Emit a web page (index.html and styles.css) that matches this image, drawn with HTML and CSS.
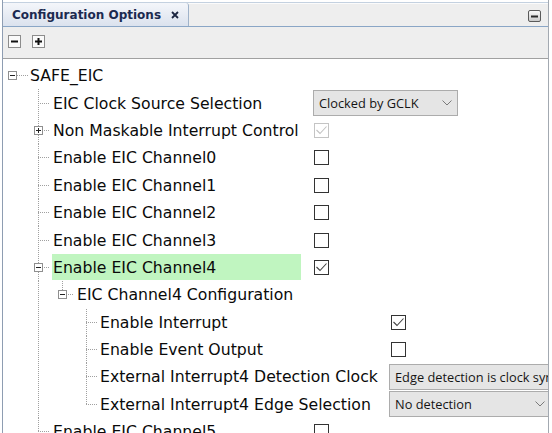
FILE: index.html
```html
<!DOCTYPE html>
<html>
<head>
<meta charset="utf-8">
<title>Configuration Options</title>
<link rel="stylesheet" href="styles.css">
</head>
<body>
<div class="panel">
  <div class="header">
    <div class="tab">
      <span class="tab-title">Configuration Options</span>
      <svg class="tab-close" width="8" height="8" viewBox="0 0 8 8"><path d="M1 1L7 7M7 1L1 7" stroke="#1b2540" stroke-width="1.8"/></svg>
    </div>
    <svg class="minimize" width="13" height="12" viewBox="0 0 13 12">
      <defs><linearGradient id="mg" x1="0" y1="0" x2="0" y2="1"><stop offset="0" stop-color="#fbfbfb"/><stop offset="1" stop-color="#c9c9c9"/></linearGradient></defs>
      <rect x="0.5" y="0.5" width="12" height="11" rx="1.5" fill="url(#mg)" stroke="#5a5a5a"/>
      <rect x="3" y="5.5" width="7" height="2" fill="#2a2a2a"/>
    </svg>
  </div>
  <div class="toolbar">
    <span class="tbtn">
      <svg width="13" height="13" viewBox="0 0 13 13"><rect x="0.5" y="0.5" width="12" height="12" fill="#fafafa" stroke="#8c8c8c"/><rect x="3" y="5.5" width="7" height="2" fill="#111"/></svg>
    </span>
    <span class="tbtn">
      <svg width="13" height="13" viewBox="0 0 13 13"><rect x="0.5" y="0.5" width="12" height="12" fill="#fafafa" stroke="#8c8c8c"/><rect x="3" y="5.5" width="7" height="2" fill="#111"/><rect x="5.5" y="3" width="2" height="7" fill="#111"/></svg>
    </span>
  </div>
  <div class="content">
    <div class="row root">
      <svg class="box" width="9" height="9" viewBox="0 0 9 9"><rect x="0.5" y="0.5" width="8" height="8" fill="#fff" stroke="#8f8f8f"/><path d="M2 4.5H7" stroke="#222"/></svg>
      <span class="hline"></span>
      <span class="label">SAFE_EIC</span>
    </div>
    <div class="group l1">
      <div class="row">
        <span class="conn"></span>
        <span class="label w1">EIC Clock Source Selection</span>
        <div class="select s1"><span>Clocked by GCLK</span><svg class="chev" width="10" height="6" viewBox="0 0 10 6"><path d="M0.5 0.5L5 5L9.5 0.5" fill="none" stroke="#7a7a7a"/></svg></div>
      </div>
      <div class="row">
        <span class="conn"><svg class="box" width="9" height="9" viewBox="0 0 9 9"><rect x="0.5" y="0.5" width="8" height="8" fill="#fff" stroke="#8f8f8f"/><path d="M2 4.5H7M4.5 2V7" stroke="#222"/></svg></span>
        <span class="label w1">Non Maskable Interrupt Control</span>
        <span class="cb dis"><svg width="13" height="13" viewBox="0 0 13 13"><path d="M1.5 6L5 9.5L11.5 2.5" fill="none" stroke="#c2c2c2" stroke-width="1.1"/></svg></span>
      </div>
      <div class="row">
        <span class="conn"></span>
        <span class="label w1">Enable EIC Channel0</span>
        <span class="cb"></span>
      </div>
      <div class="row">
        <span class="conn"></span>
        <span class="label w1">Enable EIC Channel1</span>
        <span class="cb"></span>
      </div>
      <div class="row">
        <span class="conn"></span>
        <span class="label w1">Enable EIC Channel2</span>
        <span class="cb"></span>
      </div>
      <div class="row">
        <span class="conn"></span>
        <span class="label w1">Enable EIC Channel3</span>
        <span class="cb"></span>
      </div>
      <div class="row">
        <span class="conn"><svg class="box" width="9" height="9" viewBox="0 0 9 9"><rect x="0.5" y="0.5" width="8" height="8" fill="#fff" stroke="#8f8f8f"/><path d="M2 4.5H7" stroke="#222"/></svg></span>
        <span class="label w1 selected">Enable EIC Channel4</span>
        <span class="cb"><svg width="13" height="13" viewBox="0 0 13 13"><path d="M1.5 6L5 9.5L11.5 2.5" fill="none" stroke="#444" stroke-width="1.1"/></svg></span>
      </div>
      <div class="sub">
        <div class="row">
          <span class="conn last"><svg class="box" width="9" height="9" viewBox="0 0 9 9"><rect x="0.5" y="0.5" width="8" height="8" fill="#fff" stroke="#8f8f8f"/><path d="M2 4.5H7" stroke="#222"/></svg></span>
          <span class="label">EIC Channel4 Configuration</span>
        </div>
        <div class="group l3">
          <div class="row">
            <span class="conn c3"></span>
            <span class="label w3">Enable Interrupt</span>
            <span class="cb cb3"><svg width="13" height="13" viewBox="0 0 13 13"><path d="M1.5 6L5 9.5L11.5 2.5" fill="none" stroke="#444" stroke-width="1.1"/></svg></span>
          </div>
          <div class="row">
            <span class="conn c3"></span>
            <span class="label w3">Enable Event Output</span>
            <span class="cb cb3"></span>
          </div>
          <div class="row">
            <span class="conn c3"></span>
            <span class="label w3">External Interrupt4 Detection Clock</span>
            <div class="select s2"><span>Edge detection is clock synchronized</span></div>
          </div>
          <div class="row">
            <span class="conn c3 last"></span>
            <span class="label w3">External Interrupt4 Edge Selection</span>
            <div class="select s3"><span>No detection</span><svg class="chev" width="10" height="6" viewBox="0 0 10 6"><path d="M0.5 0.5L5 5L9.5 0.5" fill="none" stroke="#7a7a7a"/></svg></div>
          </div>
        </div>
      </div>
      <div class="row">
        <span class="conn last"></span>
        <span class="label w1">Enable EIC Channel5</span>
        <span class="cb"></span>
      </div>
    </div>
  </div>
</div>
</body>
</html>
```

FILE: styles.css
```css
* { box-sizing: border-box; }

body {
  margin: 0;
  width: 552px;
  height: 433px;
  overflow: hidden;
  background: #ffffff;
  font-family: "DejaVu Sans", Verdana, sans-serif;
}

.panel {
  margin-left: 2px;
  width: 547px;
  height: 433px;
  border-left: 1px solid #8e9db2;
  border-right: 1px solid #a3a9b1;
  display: flex;
  flex-direction: column;
}

.header {
  margin-top: 2px;
  height: 25px;
  flex: none;
  border-top: 1px solid #c4d1e0;
  border-bottom: 1px solid #8aa6c6;
  background: linear-gradient(#fbfbfb 0 1px, #eeeeee 1px);
  display: flex;
  align-items: stretch;
}

.tab {
  width: 186px;
  display: flex;
  align-items: center;
  padding-left: 9px;
  background: linear-gradient(#f4f6fa, #dbe2ee);
  border-right: 1px solid #9fb2c9;
  border-top-right-radius: 3px;
}

.tab-title {
  font-family: "DejaVu Sans", sans-serif;
  font-weight: bold;
  font-size: 12px;
  color: #1b2a50;
}

.tab-close {
  margin-left: 10px;
  margin-top: 1px;
}

.minimize {
  margin-left: auto;
  margin-right: 7px;
  margin-top: 7px;
  align-self: flex-start;
}

.toolbar {
  height: 32px;
  flex: none;
  background: #eeeeee;
  border-bottom: 1px solid #a0a0a0;
  padding: 8px 0 0 5px;
  display: flex;
  gap: 11px;
  align-items: flex-start;
}

.tbtn { width: 13px; height: 13px; display: block; }
.tbtn svg { display: block; }

.content {
  flex: 1;
  overflow: hidden;
  padding-top: 3px;
  font-size: 15.7px;
  color: #0a0a0a;
}

.row {
  height: 27.4px;
  display: flex;
  align-items: center;
  white-space: nowrap;
}

.root { padding-left: 5px; }

.box { display: block; flex: none; }

.hline {
  width: 11px;
  height: 1px;
  margin-right: 1px;
  flex: none;
  background: repeating-linear-gradient(to right, #a0a0a0 0 1px, transparent 1px 2px);
}

.label {
  padding-left: 1px;
  display: flex;
  align-items: center;
  height: 26px;
}

.group.l1 { margin-left: 35px; }

.conn {
  align-self: stretch;
  width: 14px;
  flex: none;
  display: flex;
  align-items: center;
  background-image:
    repeating-linear-gradient(to bottom, #a0a0a0 0 1px, transparent 1px 2px),
    repeating-linear-gradient(to right, #a0a0a0 0 1px, transparent 1px 2px);
  background-size: 1px 100%, 12px 1px;
  background-position: 0 0, 0 50%;
  background-repeat: no-repeat;
}

.conn.last { background-size: 1px 50%, 12px 1px; }
.conn .box { margin-left: -4px; }
.conn.c3 { width: 13px; }

.w1 { width: 249px; margin-right: 12px; flex: none; }
.w3 { width: 278px; margin-right: 12px; flex: none; }

.selected { background: #c0f5c0; }

.sub {
  padding-left: 24px;
  background-image: repeating-linear-gradient(to bottom, #a0a0a0 0 1px, transparent 1px 2px);
  background-size: 1px 100%;
  background-repeat: no-repeat;
}

.group.l3 { margin-left: 24px; }

.select {
  height: 26px;
  flex: none;
  border: 1px solid #acacac;
  background: #e5e5e5;
  display: flex;
  align-items: center;
  padding-left: 5px;
  font-family: "Open Sans", "Noto Sans", sans-serif;
  font-size: 12.8px;
  color: #151515;
  overflow: hidden;
}

.s1 { width: 145px; }
.s2 { width: 230px; }
.s3 { width: 162px; }

.chev { margin-left: auto; margin-right: 5px; flex: none; }

.cb {
  width: 15px;
  height: 15px;
  flex: none;
  border: 1px solid #333;
  background: #fff;
  margin-left: 1px;
  display: flex;
}
.cb svg { display: block; }
.cb.dis { border-color: #c4c4c4; }
.cb3 { margin-left: 2px; }
```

* What the exercise asks *
Look through the data and show every line containing "image".

* Solution below *
Emit a web page (index.html and styles.css) that matches this image, drawn with HTML and CSS.
  background-image:
  background-image: repeating-linear-gradient(to bottom, #a0a0a0 0 1px, transparent 1px 2px);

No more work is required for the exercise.